Which is why school choice is the only remaining hope for parents and children caught in America’s failing schools. The Bush administration’s effort to achieve higher public-school performance through the No Child Left Behind Act was finally abandoned in late 2015 after broadly failing to achieve its goals. As reported this week, the Obama administration’s effort to improve America’s worst high schools with $7 billion in federal cash has been judged by the Department of Education itself to have had no effect.

School choice has the power to be different. It may be that some of the worst schools can’t be fixed. For some children, school choice will mean a chance to attend a private or charter school that performs better — or is just a better fit for their needs. For others, the competition brought on by school choice will mean that their local public school will begin to make some painful changes, the way GM, Ford, and Chrysler all eventually did. Either path is far better than the status quo.

Mrs. DeVos’s confirmation hearing saw Democratic senators concede that charter schools could be acceptable as long as they had no effect on public schools. (Senator Murray asked DeVos to commit that she would “not cut a penny” from public schools.) But having an effect on public schools is half the point of school choice. We don’t just want to be able to buy Toyotas. We want the fact that we could buy a Toyota to make our Chevrolets better.
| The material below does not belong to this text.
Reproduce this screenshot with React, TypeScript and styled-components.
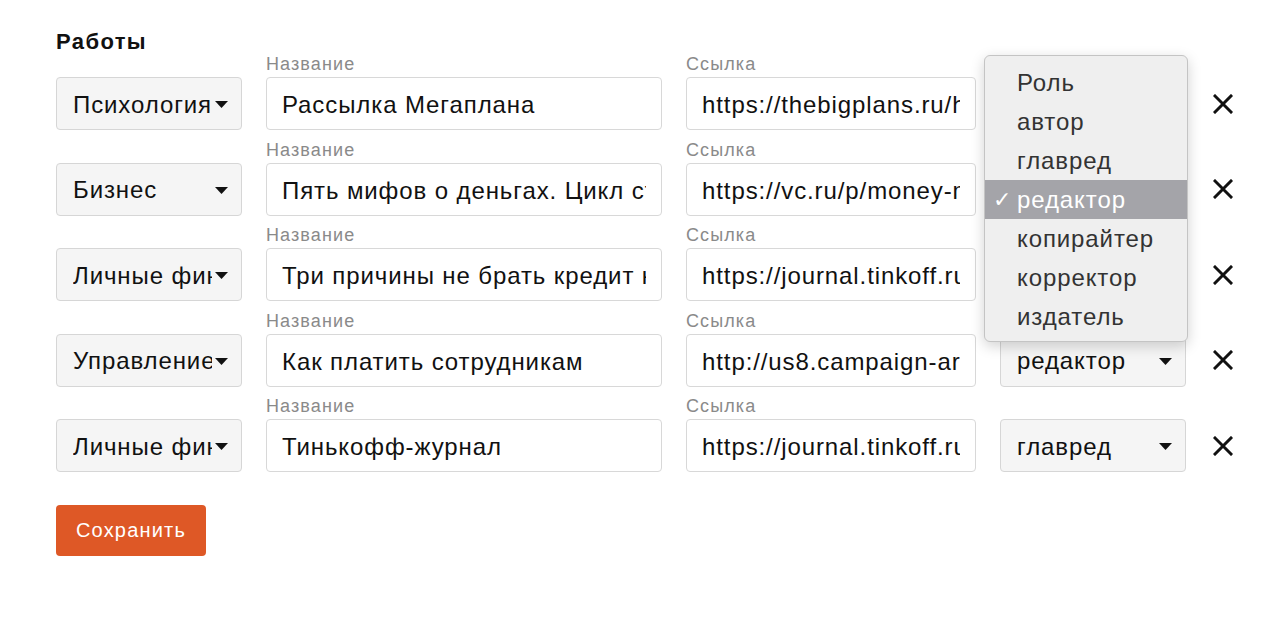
import React from "react";
import styled, { createGlobalStyle } from "styled-components";

const Global = createGlobalStyle`
  html, body { margin: 0; padding: 0; background: #fff; }
  body { font-family: "Liberation Sans", Arial, Helvetica, sans-serif; color: #111; }
  * { box-sizing: border-box; }
`;

const Page = styled.div`
  padding: 31px 0 0 56px;
  width: 1280px;
  height: 618px;
`;

const Title = styled.h2`
  margin: 0;
  font-size: 22px;
  line-height: 22px;
  font-weight: 700;
  letter-spacing: 1.4px;
  color: #111;
`;

const Rows = styled.div`
  display: flex;
  flex-direction: column;
  gap: 8.5px;
`;

const Row = styled.div`
  display: flex;
  align-items: flex-end;
`;

const Field = styled.div<{ $w: number; $ml?: number }>`
  display: flex;
  flex-direction: column;
  width: ${(p) => p.$w}px;
  margin-left: ${(p) => p.$ml ?? 0}px;
  position: relative;
`;

const Label = styled.div`
  font-size: 18px;
  line-height: 22px;
  height: 22px;
  margin-bottom: 2px;
  letter-spacing: 1.1px;
  color: #8a8a8a;
`;

const Input = styled.input`
  width: 100%;
  height: 53px;
  border: 1px solid #d8d8d8;
  border-radius: 4px;
  padding: 3px 15px 0;
  font-family: "Liberation Sans", Arial, sans-serif;
  font-size: 24px;
  letter-spacing: 0.9px;
  color: #111;
  background: #fff;
  outline: none;
`;

const SelectBox = styled.div`
  width: 100%;
  height: 53px;
  border: 1px solid #d6d6d6;
  border-radius: 4px;
  background: #f5f5f5;
  display: flex;
  align-items: center;
  padding: 2px 13px 0 16px;
  font-size: 24px;
  letter-spacing: 0.9px;
  color: #111;
`;

const SelectText = styled.span`
  flex: 1;
  overflow: hidden;
  white-space: nowrap;
  min-width: 0;
`;

const Arrow = styled.svg`
  flex: none;
  width: 13px;
  height: 7px;
  margin-left: 3px;
`;

const Remove = styled.button`
  margin-left: 24px;
  width: 26px;
  height: 53px;
  border: none;
  background: none;
  padding: 0;
  display: flex;
  align-items: center;
  justify-content: center;
  cursor: pointer;
`;

const Menu = styled.div`
  position: absolute;
  left: -16px;
  top: -108px;
  width: 204px;
  padding: 7.5px 0 4.5px;
  background: #efefef;
  border: 1px solid #c4c4c4;
  border-radius: 6px;
  box-shadow: 0 4px 14px rgba(0, 0, 0, 0.18);
  z-index: 10;
`;

const MenuItem = styled.div<{ $active?: boolean }>`
  position: relative;
  height: 39px;
  line-height: 39px;
  padding-left: 32px;
  font-size: 24px;
  letter-spacing: 0.9px;
  color: ${(p) => (p.$active ? "#fff" : "#333")};
  background: ${(p) => (p.$active ? "#a4a4a9" : "transparent")};
`;

const Check = styled.span`
  position: absolute;
  left: 8px;
  top: 0;
  font-size: 22px;
  font-family: "DejaVu Sans", sans-serif;
  font-weight: 700;
`;

const SaveButton = styled.button`
  margin-top: 33px;
  width: 150px;
  height: 51px;
  border: none;
  border-radius: 4px;
  background: #de5826;
  color: #fff;
  font-family: "Liberation Sans", Arial, sans-serif;
  font-size: 20px;
  letter-spacing: 1.2px;
  cursor: pointer;
`;

const TriangleIcon = () => (
  <Arrow viewBox="0 0 13 7">
    <path d="M0 0 L13 0 L6.5 7 Z" fill="#111" />
  </Arrow>
);

const CloseIcon = () => (
  <svg width="20" height="20" viewBox="0 0 20 20">
    <path d="M2 2 L18 18 M18 2 L2 18" stroke="#111" strokeWidth="3" strokeLinecap="square" fill="none" />
  </svg>
);

const roles = ["Роль", "автор", "главред", "редактор", "копирайтер", "корректор", "издатель"];

type Work = { cat: string; name: string; link: string; role: string; open?: boolean };

const works: Work[] = [
  { cat: "Психология", name: "Рассылка Мегаплана", link: "https://thebigplans.ru/hr/newsletter", role: "автор" },
  { cat: "Бизнес", name: "Пять мифов о деньгах. Цикл статей", link: "https://vc.ru/p/money-myths", role: "редактор", open: true },
  { cat: "Личные финансы", name: "Три причины не брать кредит на отпуск", link: "https://journal.tinkoff.ru/credit", role: "автор" },
  { cat: "Управление", name: "Как платить сотрудникам", link: "http://us8.campaign-archive.com/", role: "редактор" },
  { cat: "Личные финансы", name: "Тинькофф-журнал", link: "https://journal.tinkoff.ru/", role: "главред" },
];

export default function App() {
  return (
    <Page>
      <Global />
      <Title>Работы</Title>
      <Rows>
        {works.map((w, i) => (
          <Row key={i}>
            <Field $w={186}>
              <SelectBox>
                <SelectText>{w.cat}</SelectText>
                <TriangleIcon />
              </SelectBox>
            </Field>
            <Field $w={396} $ml={24}>
              <Label>Название</Label>
              <Input defaultValue={w.name} readOnly />
            </Field>
            <Field $w={290} $ml={24}>
              <Label>Ссылка</Label>
              <Input defaultValue={w.link} readOnly />
            </Field>
            <Field $w={186} $ml={24}>
              <SelectBox>
                <SelectText>{w.role}</SelectText>
                <TriangleIcon />
              </SelectBox>
              {w.open && (
                <Menu>
                  {roles.map((r) => (
                    <MenuItem key={r} $active={r === w.role}>
                      {r === w.role && <Check>✓</Check>}
                      {r}
                    </MenuItem>
                  ))}
                </Menu>
              )}
            </Field>
            <Remove aria-label="Удалить">
              <CloseIcon />
            </Remove>
          </Row>
        ))}
      </Rows>
      <SaveButton>Сохранить</SaveButton>
    </Page>
  );
}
Betsy DeVos will continue to be characterized by her critics as an opponent of public schools. She is no more against American public schools than W. Edwards Deming was against American cars or Theodore Roosevelt was against American railroads. In all three cases, the success of the whole sector required a hedgehog with one big idea: competition. For American schools, Betsy DeVos is that hedgehog, and in 2017 her time has come.

— Dan Currell is a legal consultant who serves on several nonprofit educational boards.
[Ed's Note: if De Vos succeeds and the US school system is opened up to competition, watch the heat come upon the New Zealand education system and its vested interests, along with its "laager mentality".]